SDI Announces Closing of USD$1.275 Million Financing

Wakefield, Massachusetts-(Newsfile Corp. - October 23, 2018) - Security Devices International Inc. (CSE: SDZ) (OTCQB: SDEV) (“SDI” or the “Company”) announced today that it has completed the issuance of convertible notes (the “Notes”) and warrants (the “Warrants”) to raise USD $1,275,000. The Notes and Warrants were issued in a non-brokered transaction.

The Notes and Warrants were sold at a price of USD$1,000 per Unit. Each Unit will consist of one USD$1,000 debenture of the Company and four thousand (4,000) Warrants to purchase the stock of the Company at USD$0.25 per common share. The term of the Notes is 18 months, and the Notes bear interest at a rate of 10% per annum.

Each Warrant is exercisable for one common share of SDI during the 60 months following the closing of the private placement at an exercise price of USD$0.25. If the closing price of the shares of common stock is over USD$0.35 per share for a period of 20 consecutive trading days ending more than two years after the closing of the Offering, the Company may give written notice to the registered holders of the Warrants accelerating the expiry date of the Warrants to a date not less than 30 days following the date of that notice.

Any principal amount of the Note plus any accrued interest can be convertible at the option of the holders into Common Shares of the Issuer at any time after the closing date at a rate of 6,666.67 Common Shares per USD$1,000, or an implied conversion price of USD$0.15 per common share.

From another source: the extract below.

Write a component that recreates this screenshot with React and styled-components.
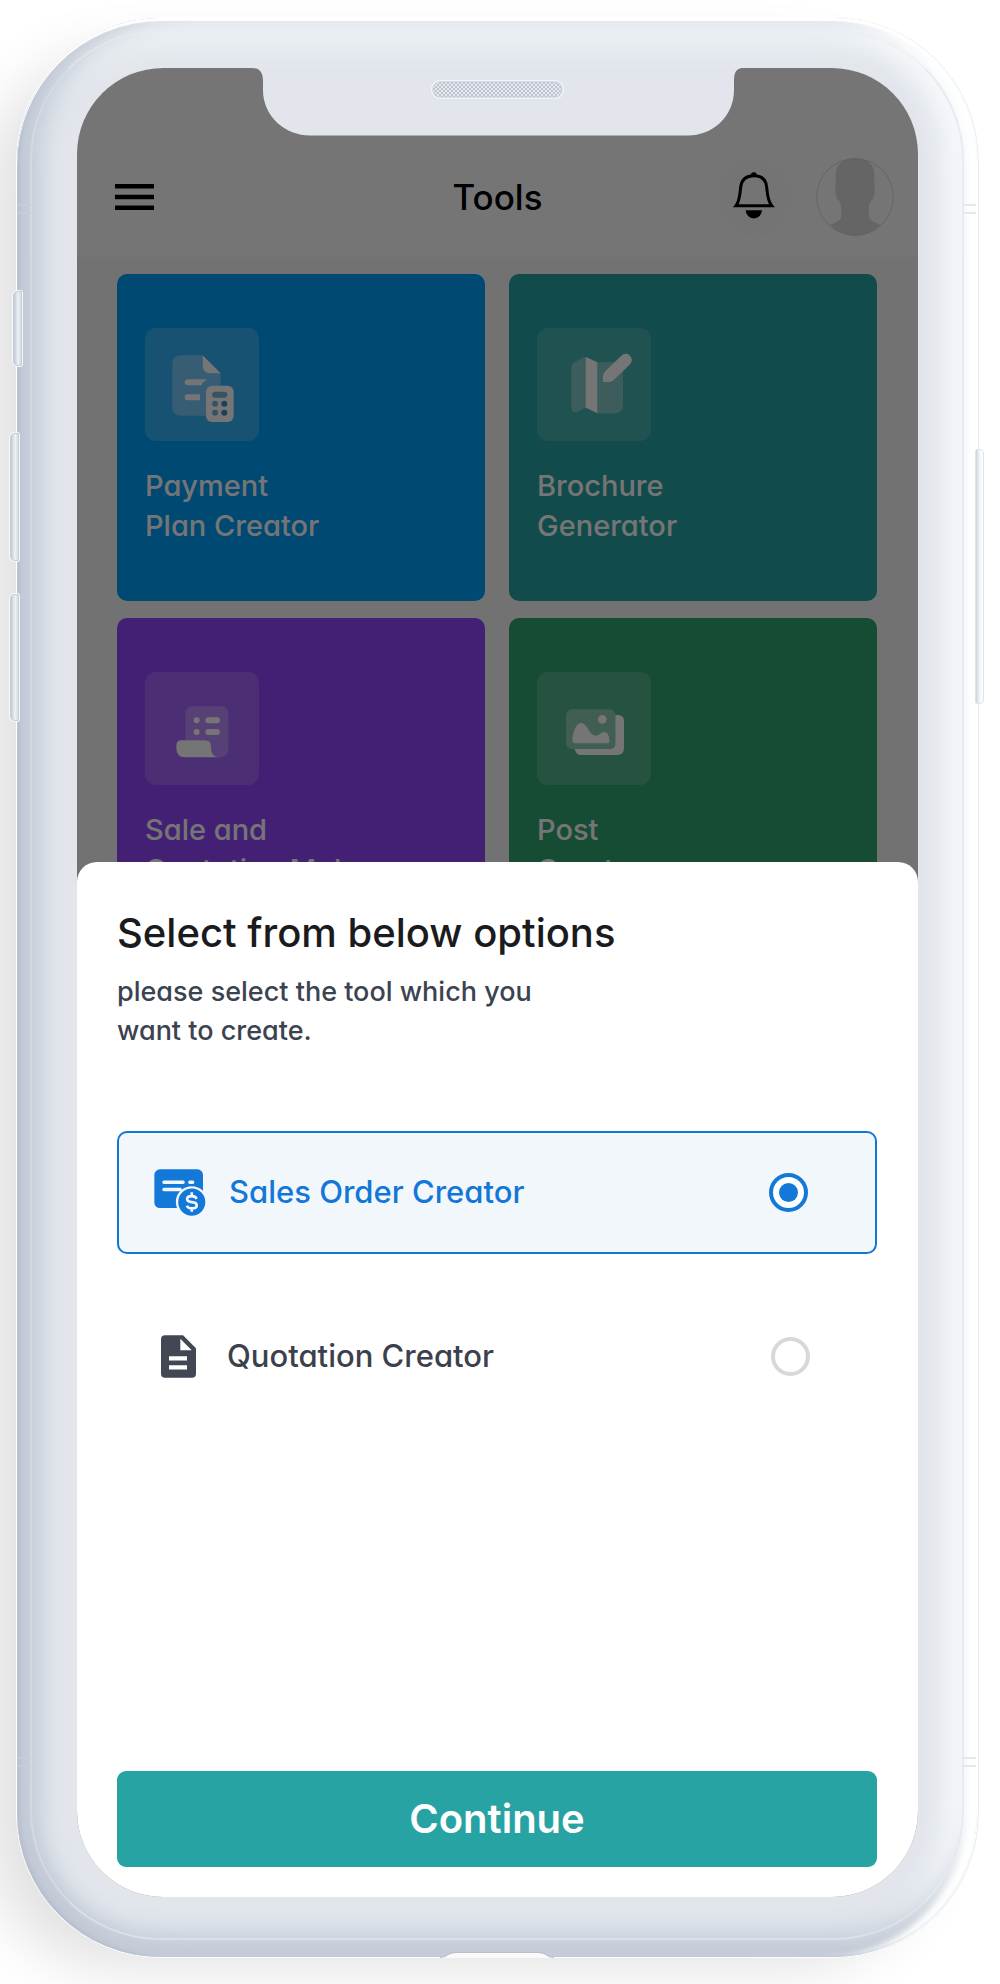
import React, { useState } from 'react';
import styled, { createGlobalStyle, css } from 'styled-components';

const GlobalStyle = createGlobalStyle`
  *, *::before, *::after { box-sizing: border-box; }
  body {
    margin: 0;
    background: #ffffff;
    font-family: Inter, "Open Sans", "Liberation Sans", sans-serif;
    font-feature-settings: "cv11";
    -webkit-font-smoothing: antialiased;
  }
  h1, h2, h3, p { margin: 0; }
  button, input { font: inherit; font-feature-settings: inherit; }
`;

const Page = styled.div`
  display: flex;
  min-height: 100vh;
  padding: 18px 23px 27px 17px;
  overflow: hidden;
`;

const Phone = styled.div`
  position: relative;
  display: flex;
  flex: 1;
  min-width: 0;
  padding: 50px 59px 60px 60px;
  border-radius: 144px;
  background: #e2e6ec;
  box-shadow:
    inset 0 3px 1px 0 #ffffff,
    inset 3px -1px 3px 0 #b8c0ce,
    inset -14px 0 6px -2px #fdfefe,
    inset 26px 0 26px -4px #c0c8d5,
    inset 0 -28px 26px -4px #c3cbd6,
    inset -34px 0 24px -2px #f7f9fb,
    inset 0 32px 26px -4px #eef2f5,
    0 0 0 1px #ffffff,
    1px 0 0 1px #ececec,
    -44px 24px 60px -14px rgba(0, 0, 0, 0.12);
`;

const Rim = styled.div`
  position: absolute;
  inset: 12px 13px 17px 13px;
  border: 2px solid;
  border-color: rgba(232, 237, 243, 0.5) rgba(228, 234, 241, 0.9) rgba(224, 229, 237, 0.7) rgba(216, 222, 231, 0.7);
  border-radius: 130px;
  pointer-events: none;
`;

const SideKey = styled.span`
  position: absolute;
  top: ${(p) => p.$top}px;
  height: ${(p) => p.$height}px;
  width: 9px;
  border: 1px solid #c5ccd6;
  background: linear-gradient(90deg, #c3cad5, #eef2f6 60%, #d5dbe4);
  ${(p) =>
    p.$side === 'left'
      ? css`left: ${p.$slim ? -4 : -7}px; border-radius: 5px 2px 2px 5px; box-shadow: 0 0 0 1px #f7f8fa;`
      : css`right: -7px; border-color: #dfe4ea; background: linear-gradient(90deg, #ccd3dd, #f2f5f8 50%, #ffffff); border-radius: 2px 4px 4px 2px;`}
`;

const Antenna = styled.span`
  position: absolute;
  ${(p) => (p.$edge === 'top' ? 'top: 186px;' : 'bottom: 190px;')}
  ${(p) => (p.$side === 'left' ? 'left: 1px;' : 'right: 1px;')}
  width: 13px;
  height: 10px;
  border: solid ${(p) => (p.$side === 'left' ? '#c6cdd8' : '#e3e8ef')};
  border-width: 2px 0;
`;

const BottomLip = styled.svg`
  position: absolute;
  bottom: -1px;
  left: 50%;
  width: 114px;
  height: 8px;
  transform: translateX(-50%);
`;

const Screen = styled.div`
  position: relative;
  display: grid;
  flex: 1;
  min-width: 0;
  grid-template: 1fr / 1fr;
  overflow: hidden;
  border-radius: 86px;
  background: #f8f8f8;
`;

const NotchShape = styled.svg`
  position: absolute;
  top: -1px;
  left: 50%;
  width: 492px;
  height: 69px;
  transform: translateX(-50%);
`;

const ToolsView = styled.main`
  position: relative;
  grid-area: 1 / 1;
  min-width: 0;
`;

const Dim = styled.div`
  position: absolute;
  inset: 0;
  background: rgba(0, 0, 0, 0.54);
`;

const TopBar = styled.header`
  display: grid;
  grid-template-columns: 1fr auto 1fr;
  align-items: center;
  height: 189px;
  padding: 68px 24px 0;
  background: #ffffff;
`;

const IconButton = styled.button`
  display: flex;
  width: fit-content;
  padding: ${(p) => (p.$round ? '0' : '14px')};
  border: 0;
  border-radius: ${(p) => (p.$round ? '50%' : '0')};
  background: ${(p) => (p.$round ? '#fcfcfc' : 'transparent')};
  color: #000000;
`;

const BarTitle = styled.h1`
  font-size: 35px;
  line-height: 48px;
  font-weight: 500;
  color: #000000;
`;

const Actions = styled.div`
  display: flex;
  align-items: center;
  justify-content: flex-end;
  gap: 22px;
`;

const CardGrid = styled.section`
  display: grid;
  grid-template-columns: 1fr 1fr;
  gap: 17px 24px;
  padding: 17px 41px 0 40px;
`;

const Card = styled.article`
  display: flex;
  flex-direction: column;
  align-items: flex-start;
  gap: 25px;
  height: 327px;
  padding: 54px 28px;
  border-radius: 10px;
  background: ${(p) => p.$color};
`;

const Tile = styled.div`
  display: flex;
  width: 114px;
  height: 113px;
  border-radius: 11px;
  background: rgba(255, 255, 255, ${(p) => p.$alpha});
`;

const CardTitle = styled.h2`
  font-size: 29px;
  line-height: 40px;
  font-weight: 500;
  color: #ffffff;
  white-space: pre-line;
`;

const Sheet = styled.form`
  position: relative;
  grid-area: 1 / 1;
  display: flex;
  flex-direction: column;
  min-width: 0;
  margin-top: 794px;
  padding: 45px 41px 30px 40px;
  border-radius: 20px 20px 0 0;
  background: #ffffff;
`;

const SheetTitle = styled.h2`
  font-size: 40px;
  line-height: 52px;
  font-weight: 500;
  color: #1b1b1d;
`;

const Hint = styled.p`
  max-width: 440px;
  margin-top: 13px;
  font-size: 27px;
  line-height: 39px;
  font-weight: 500;
  color: #3b4350;
`;

const Options = styled.div`
  display: flex;
  flex-direction: column;
  gap: 41px;
  margin-top: 81px;
`;

const Option = styled.label`
  display: flex;
  align-items: center;
  gap: 23px;
  height: 123px;
  padding: 0 67px 0 35px;
  border-radius: 10px;
  font-size: 31px;
  line-height: 40px;
  font-weight: 500;
  color: #3b414c;
  cursor: pointer;
  ${(p) =>
    p.$selected &&
    css`
      border: 2px solid #1277d4;
      background: #f2f7fc;
      color: #1277d6;
    `}
`;

const OptionIcon = styled.span`
  display: flex;
  justify-content: center;
  width: 52px;
`;

const OptionName = styled.span`
  flex: 1;
  padding-bottom: 2px;
`;

const Radio = styled.input`
  appearance: none;
  display: grid;
  place-items: center;
  width: 39px;
  height: 39px;
  margin: 0;
  border: 4px solid #d8d8d8;
  border-radius: 50%;
  background: #ffffff;

  &:checked { border-color: #1478d8; }
  &:checked::before {
    content: "";
    width: 19px;
    height: 19px;
    border-radius: 50%;
    background: #1478d8;
  }
`;

const Continue = styled.button`
  height: 96px;
  margin-top: auto;
  border: 0;
  border-radius: 9px;
  background: #28a3a3;
  color: #ffffff;
  font-size: 40px;
  line-height: 48px;
  font-weight: 600;
`;

const MenuIcon = () => (
  <svg width="39" height="26" viewBox="0 0 39 26" aria-hidden="true">
    <path d="M0 2.3h39M0 13h39M0 23.7h39" stroke="currentColor" strokeWidth="4.4" />
  </svg>
);

const BellIcon = () => (
  <svg width="80" height="80" viewBox="643 470 240 240" aria-hidden="true">
    <path d="M709 616C720 602 721 582 723 560C726 536 740 526 762 526C785 526 799 536 801 560C803 582 804 602 816 616Z" fill="none" stroke="#000" strokeWidth="9" />
    <path d="M754 528v-5a8 7 0 0 1 17 0v5zM738 630h49a24 24 0 0 1-49 0z" />
  </svg>
);

const Avatar = () => (
  <svg width="78" height="78" viewBox="948 474 236 236" role="img" aria-label="Profile">
    <circle cx="1066" cy="592" r="117" fill="#fff" />
    <path fill="#dcdcdc" d="M1007 525C1007 490 1035 475 1066 475C1100 475 1125 492 1125 525L1124 558Q1128 562 1125 580Q1122 600 1116 602Q1108 612 1108 625V655Q1110 662 1143 677Q1108 709 1066 709Q1024 709 990 677Q1022 664 1024 655V625Q1024 612 1016 602Q1010 600 1007 580Q1004 562 1008 558Z" />
    <circle cx="1066" cy="592" r="116" fill="none" stroke="#b9c8e4" strokeWidth="2" />
  </svg>
);

const PaymentIcon = () => (
  <svg width="114" height="113" viewBox="135 203 342 339" fill="#fff" aria-hidden="true">
    <path opacity=".33" d="M243 285H308V315Q310 339 332 339H362V376H342Q318 376 318 400V466H243Q217 466 217 440V311Q217 285 243 285Z" />
    <path d="M308 285L362 339H330Q308 339 308 315ZM263 357H322Q310 362 304 375H263a9 9 0 0 1 0-18ZM263 402H300V420H263a9 9 0 0 1 0-18Z" />
    <rect x="318" y="376" width="83" height="109" rx="18" />
    <rect x="336" y="394" width="46" height="18" rx="9" fill="#76b4dc" />
    <g fill="#378fc4">
      <circle cx="345" cy="430" r="9" fill="#76b0d4" />
      <circle cx="373" cy="430" r="9" />
      <circle cx="345" cy="457" r="9" fill="#76b0d4" />
      <circle cx="373" cy="457" r="9" />
    </g>
  </svg>
);

const BrochureIcon = () => (
  <svg width="114" height="113" viewBox="111 203 342 339" fill="#fff" aria-hidden="true">
    <path opacity=".33" d="M214 322Q214 310 226 304L248 293Q253 290 257 291V443Q248 444 240 451Q214 465 214 440ZM292 306H345Q369 306 369 330V435Q369 459 345 459H292Z" />
    <path d="M257 291Q262 291 266 294L292 306V459L266 446Q262 443 257 443ZM309 365V350Q309 340 316 333L364 286a18 18 0 0 1 26 26L342 358Q335 365 325 365Z" />
  </svg>
);

const ReceiptIcon = () => (
  <svg width="114" height="113" viewBox="135 185 342 339" fill="#fff" aria-hidden="true">
    <path opacity=".26" d="M280 288H361q24 0 24 24V415q0 26-27 26Q333 440 333 415V408Q333 390 315 390H256V312q0-24 24-24Z" />
    <path d="M245 390H315Q333 390 333 408V415Q335 440 358 441H255Q229 440 229 412V406Q229 390 245 390Z" />
    <circle cx="290" cy="330" r="9" />
    <circle cx="290" cy="365" r="9" />
    <rect x="316" y="321" width="44" height="18" rx="9" />
    <rect x="316" y="356" width="44" height="18" rx="9" />
  </svg>
);

const GalleryIcon = () => (
  <svg width="114" height="113" viewBox="111 185 342 339" fill="#fff" aria-hidden="true">
    <rect opacity=".33" x="198" y="297" width="148" height="119" rx="18" />
    <path d="M346 314h8q18 0 18 18V414q0 20-20 20H243q-14 0-19-18H328q18 0 18-18Z" />
    <circle cx="307" cy="327" r="13" />
    <path d="M217 390C217 368 228 338 243 338C262 338 268 376 286 376C300 376 302 365 314 365C324 365 328 380 329 392Q329 399 320 399H226Q217 399 217 390Z" />
  </svg>
);

const OrderIcon = () => (
  <svg width="52" height="47" viewBox="161 147 157 142" aria-hidden="true">
    <rect x="162" y="148" width="147" height="117" rx="17" fill="#1478d8" />
    <path d="M191 187H249M269 187H278M191 209H240" stroke="#f2f7fc" strokeWidth="10" strokeLinecap="round" />
    <circle cx="275" cy="247" r="48" fill="#f2f7fc" />
    <circle cx="275" cy="247" r="41" fill="#1478d8" />
    <path d="M275 217V228M275 265V276M290 237Q286 229 275 229Q261 229 261 238Q261 246 275 247Q290 248 290 257Q290 266 275 266Q264 266 260 258" fill="none" stroke="#f2f7fc" strokeWidth="8" />
  </svg>
);

const DocumentIcon = () => (
  <svg width="35" height="43" viewBox="180 645 105 128" aria-hidden="true">
    <path d="M192 645H246L285 684V761q0 12-12 12H192q-12 0-12-12V657q0-12 12-12Z" fill="#424853" />
    <path d="M238 656V690H272ZM204 708h54v13h-54zM204 735h54v13h-54z" fill="#fff" />
  </svg>
);

const Notch = () => (
  <NotchShape viewBox="0 0 492 69" aria-hidden="true">
    <defs>
      <pattern id="mesh" width="4" height="4" patternUnits="userSpaceOnUse">
        <rect width="4" height="4" fill="#e6e9ee" />
        <path d="M0 0l4 4M4 0l-4 4" stroke="#bfc5d0" strokeWidth="1" />
      </pattern>
    </defs>
    <path d="M0 0H492V1H491C484 1 482 6 482 14V23C482 50 460 68.500 436 68.500H58C34 68.500 11 50 11 23V14C11 6 8 1 0 1Z" fill="#e2e6ec" />
    <rect x="179" y="13" width="133" height="19" rx="9" fill="#f1f4f7" />
    <rect x="181" y="15" width="129" height="15" rx="7" fill="url(#mesh)" stroke="#c3c9d5" />
  </NotchShape>
);

const tools = [
  { title: 'Payment\nPlan Creator', color: '#009ffa', alpha: 0.2, Icon: PaymentIcon },
  { title: 'Brochure\nGenerator', color: '#25a3a3', alpha: 0.17, Icon: BrochureIcon },
  { title: 'Sale and\nQuotation Maker', color: '#9446fe', alpha: 0.17, Icon: ReceiptIcon },
  { title: 'Post\nCreator', color: '#30a771', alpha: 0.17, Icon: GalleryIcon },
];

const choices = [
  { id: 'sales-order', name: 'Sales Order Creator', Icon: OrderIcon },
  { id: 'quotation', name: 'Quotation Creator', Icon: DocumentIcon },
];

export default function App() {
  const [choice, setChoice] = useState('sales-order');

  return (
    <>
      <GlobalStyle />
      <Page>
        <Phone>
          <SideKey $side="left" $slim $top={273} $height={75} />
          <SideKey $side="left" $top={415} $height={128} />
          <SideKey $side="left" $top={576} $height={127} />
          <SideKey $side="right" $top={431} $height={255} />
          <Rim />
          <Antenna $side="left" $edge="top" />
          <Antenna $side="right" $edge="top" />
          <Antenna $side="left" $edge="bottom" />
          <Antenna $side="right" $edge="bottom" />
          <BottomLip viewBox="0 0 114 8" aria-hidden="true">
            <path d="M0 8C7 8 7 3 16 3H98C107 3 107 8 114 8Z" fill="#fafafa" />
            <path d="M0 7.500C7 7.500 7 2.500 16 2.500H98C107 2.500 107 7.500 114 7.500" fill="none" stroke="#b9bfca" />
          </BottomLip>
          <Screen>
            <ToolsView>
              <TopBar>
                <IconButton type="button" aria-label="Open menu">
                  <MenuIcon />
                </IconButton>
                <BarTitle>Tools</BarTitle>
                <Actions>
                  <IconButton type="button" $round aria-label="Notifications">
                    <BellIcon />
                  </IconButton>
                  <Avatar />
                </Actions>
              </TopBar>
              <CardGrid>
                {tools.map(({ title, color, alpha, Icon }) => (
                  <Card key={title} $color={color}>
                    <Tile $alpha={alpha}>
                      <Icon />
                    </Tile>
                    <CardTitle>{title}</CardTitle>
                  </Card>
                ))}
              </CardGrid>
              <Dim />
              <Notch />
            </ToolsView>
            <Sheet onSubmit={(event) => event.preventDefault()}>
              <SheetTitle>Select from below options</SheetTitle>
              <Hint>please select the tool which you want to create.</Hint>
              <Options role="radiogroup" aria-label="Tool">
                {choices.map(({ id, name, Icon }) => (
                  <Option key={id} htmlFor={id} $selected={choice === id}>
                    <OptionIcon>
                      <Icon />
                    </OptionIcon>
                    <OptionName>{name}</OptionName>
                    <Radio
                      type="radio"
                      id={id}
                      name="tool"
                      value={id}
                      checked={choice === id}
                      onChange={() => setChoice(id)}
                    />
                  </Option>
                ))}
              </Options>
              <Continue type="submit">Continue</Continue>
            </Sheet>
          </Screen>
        </Phone>
      </Page>
    </>
  );
}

The net proceeds will be used to launch the Company’s new product called the “Byrna™ HD” Personal Security Device (“PSD”) including tooling and assembly, as well as, launching a media campaign. The Byrna™ HD is a disruptive new non-lethal device aimed at the home defense and personal security markets. Its small size (similar to popular lethal handguns on the market today), ease of obtaining (no gun license required), ease of carry, effectiveness in deterring or stopping an intruder and price point (under $300) should be appealing to homeowners who want protection, but either don’t want the hassle of obtaining a gun license or don’t want the risk of having a hand gun in their home.

SDI’s CEO Paul Jensen commented on the funding, “Closing the financing gives the Company the capital required to launch our much-awaited Byrna™ HD Personal Security Device. The Company has taken a pre-order in the thousands of units for delivery in December and intends to start shipping the Byrna™ to consumers in January 2019.”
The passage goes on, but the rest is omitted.